Saint-Eustache : un écrin, un musée et un trésor
Témoin silencieux des transformations du quartier, Saint-Eustache voit naître le pavillon Baltard et son architecture de fer, de fonte et de verre voulue par Napoléon. C’est là que se pressent bouchers, poissonniers et maraîchers dans ce qu’Émile Zola surnomme le “Ventre de Paris”, ancêtre de Rungis, que domine celle que l’écrivain appelle la “cathédrale des Halles”. Saint-Eustache devient alors la paroisse des charcutiers qui s’y réunissent une fois l’an pour une messe dédiée à saint Antoine, saint patron de la profession. Trouve-t-on, ailleurs en France ou dans le monde, un vitrail ainsi nommé, “Le Souvenir de la charcuterie française” ? Trésor insolite que ces reflets bigarrés que saucisses et cochons font jouer sur les piliers de l’édifice.

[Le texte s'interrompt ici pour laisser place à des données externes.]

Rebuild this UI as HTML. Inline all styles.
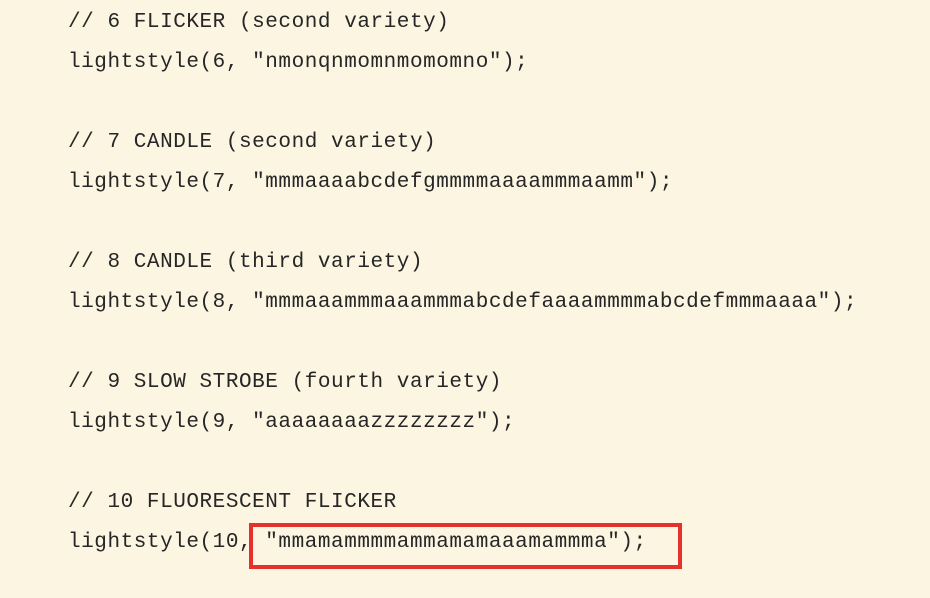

Saint-Eustache est un trésor ; un écrin, pour le Christ caché dans l’hostie du tabernacle et un musée. Ils sont nombreux, les pèlerins de l’art, à franchir ses portes pour venir admirer son orgue, le plus grand de France avec ses 8.000 tuyaux, ou les tableaux inestimables qui font l’Histoire de notre patrimoine. Là, les Pèlerins d’Emmaüs de Rubens ; ici, L’Adoration des bergers par Le Tintoret, le tombeau de Colbert et sa sublime Abondance au regard désolé et une Vierge à l’Enfant rayonnante de douceur sculptée par Pigalle. Citons encore Simon Voüet, dont le monumental Martyre de saint Eustache, unique vestige de son retable majeur, orne l’une des chapelles. S’y joignent de nombreuses créations contemporaines qui ancrent la maison de Dieu dans notre époque.
Un lieu où la ville contemple le Ciel
Située à deux pas de la plus grande gare souterraine du monde où circulent chaque jour plus de 1.500 trains, Saint-Eustache est un lieu de vie et de passage où se croisent inlassablement les touristes, les paroissiens et les jeunes venus de la banlieue, aux portes de Paris. Après l’incendie qui ravage Notre-Dame, c’est Saint-Eustache qui accueille dans son chœur en 2019 les grands-messes de Pâques et de Noël. De la petite chapelle à l’église monumentale et sa tour inachevée, Saint-Eustache est le symbole de cette Église en chemin, qui traverse les époques comme le pèlerin qui foule de ses pieds courageux et fatigués la route qui mène, par-delà les soucis du monde, à ce Dieu d’Amour et de beauté.